Gone are the West Coast play calls like “Flip right, double-X jet, 36 counter, naked waggle, X-7, X-quarter.” Instead, the Patriots have six one-word calls at the ready for each game like “Bama.” The call details the team’s formation, blocking scheme, routes, shifts, snap counts, alerts and audibles. It says if the play is a run or pass, and the direction of the run. Patriots quarterback Tom Brady has the ability to change plenty at the line of scrimmage.
On Sunday, Broncos players were stunned by how fast the Patriots played. New England ran 67 plays by the end of the third quarter and Denver’s defensive players seemed gassed over the last 15 minutes.

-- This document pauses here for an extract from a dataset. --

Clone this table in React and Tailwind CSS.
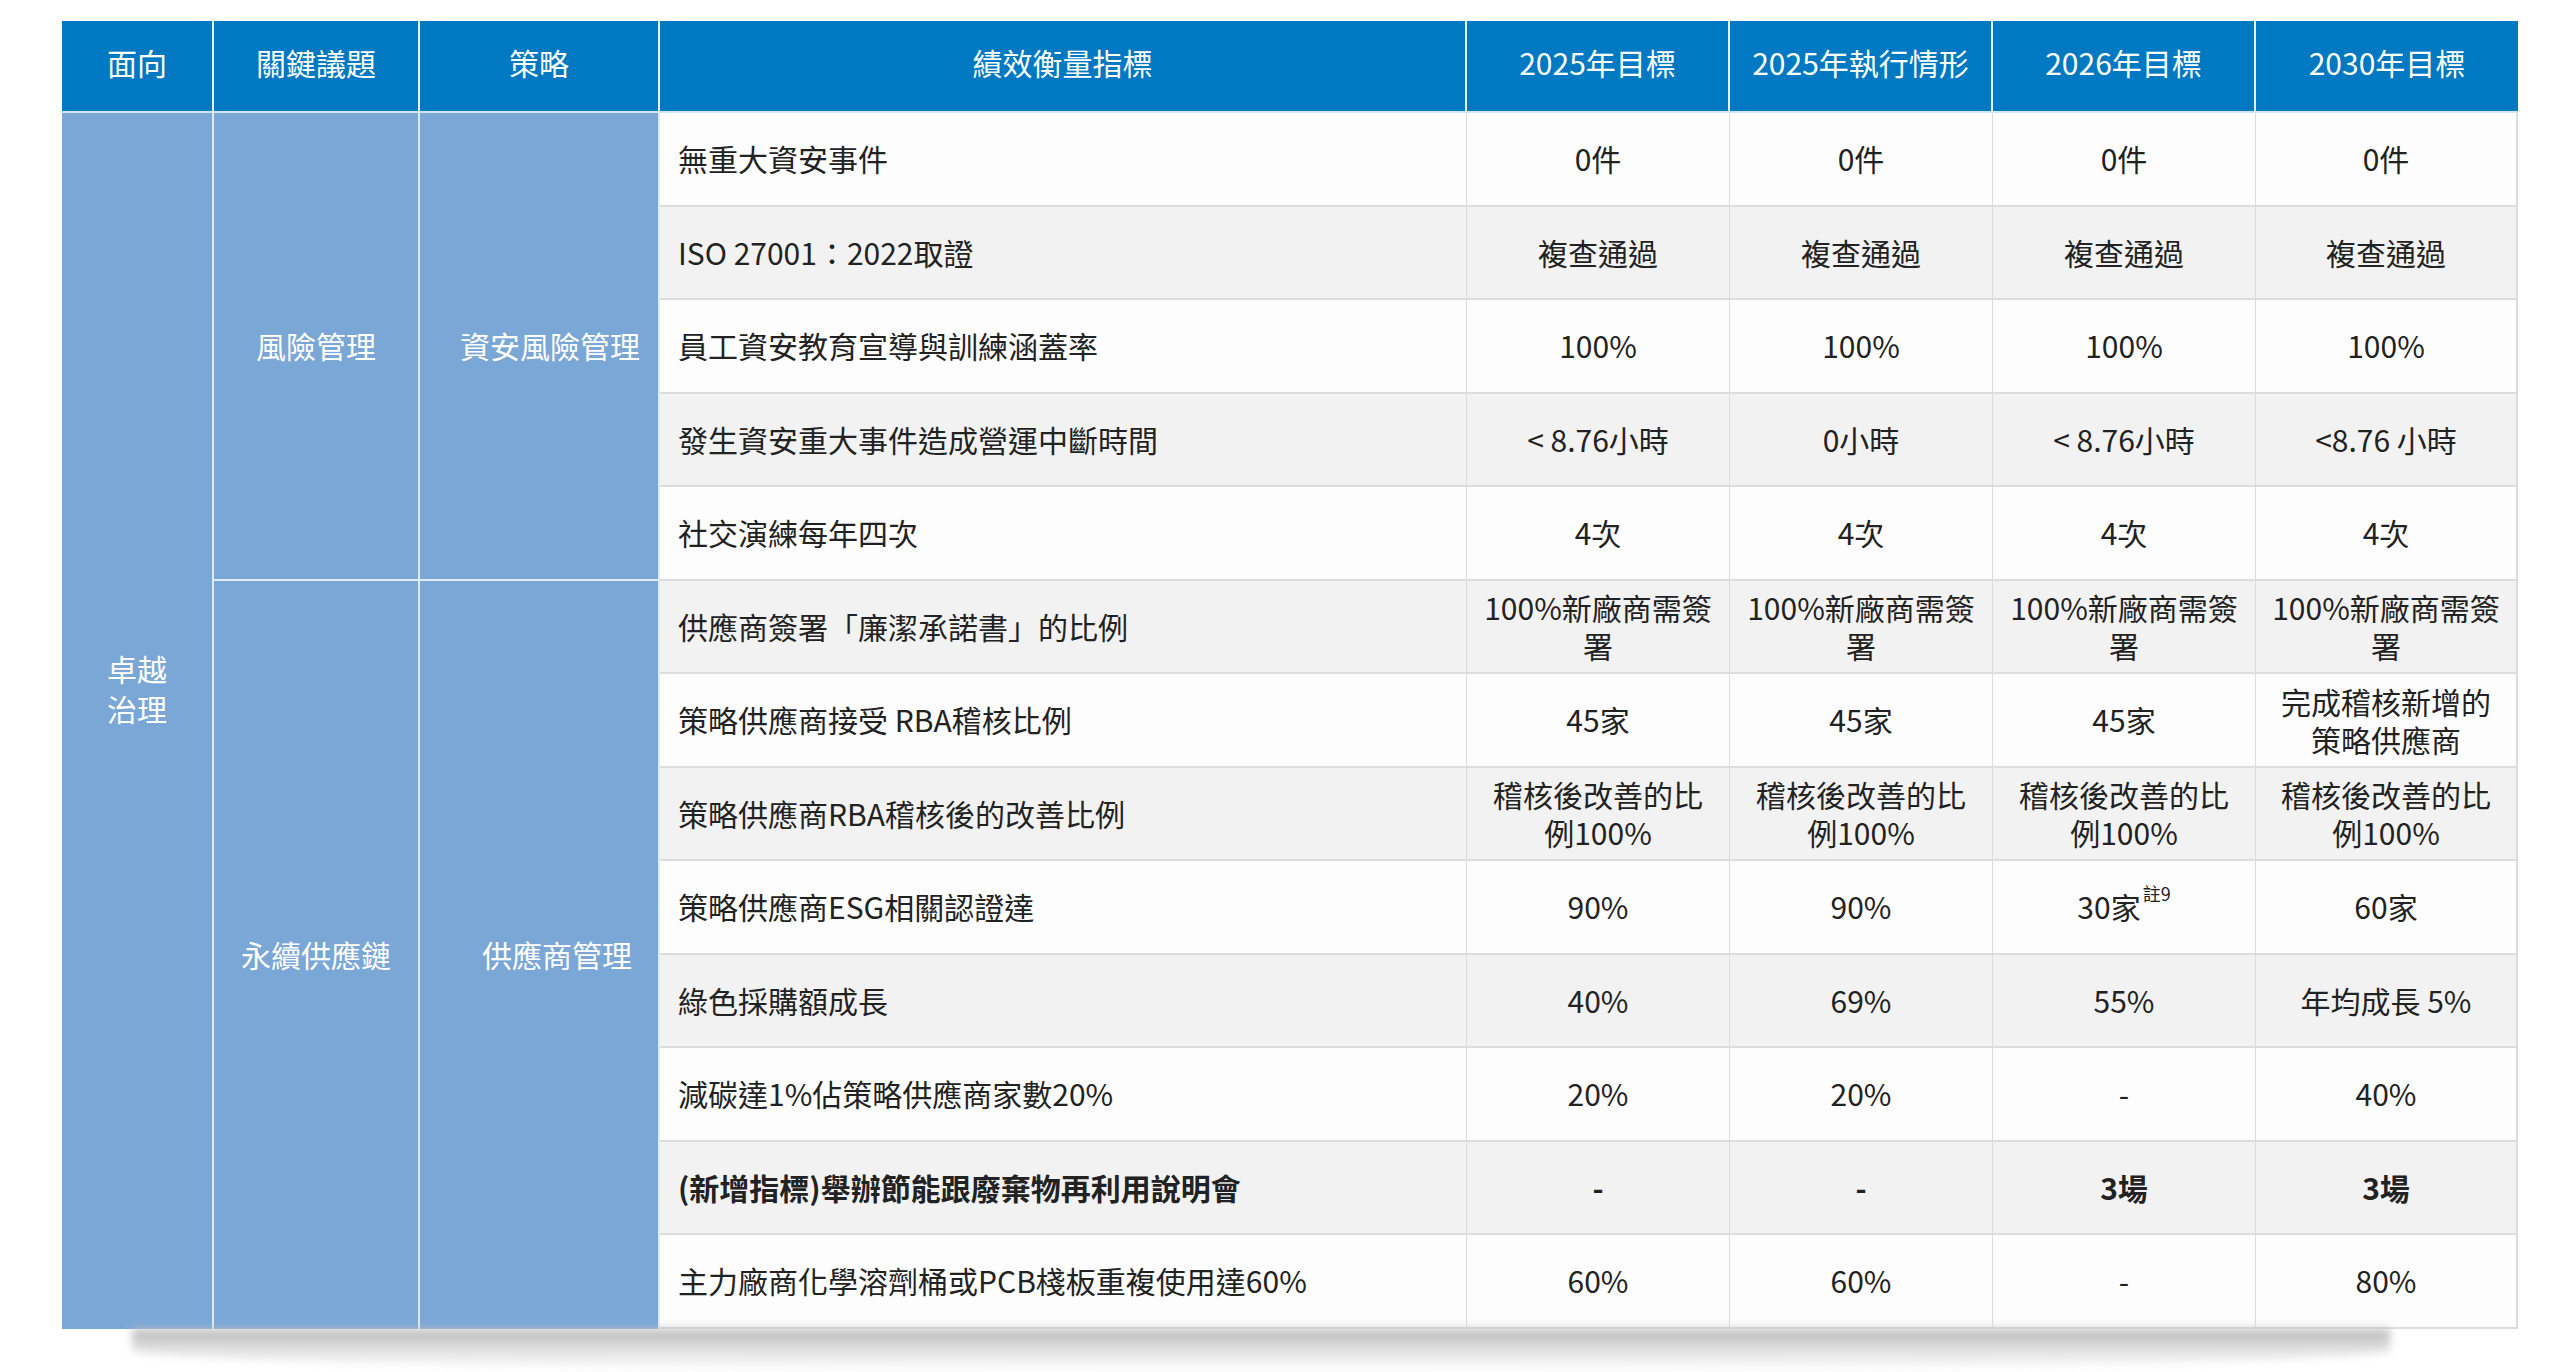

- Champ Bailey: “They just hit us in the mouth.”
- Chris Gronkowski: “That was fast. I don’t think I’ve seen anybody play that fast before…”
Since the start of 2011, the Patriots have been the league’s second-best over team. They’ve gone ‘over’ in 14 of 21 games, including a 3-2 mark this year.
We’ve noted repeatedly how long it took oddsmakers to make a proper adjustment on Oregon games (Kelly’s Ducks went ‘over’ the posted total in 17 of his first 21 home games), and one must wonder if we’ll see something similar in New England.
Pats totals averaged 50.2 points last year.
This year’s average? Just 47.6.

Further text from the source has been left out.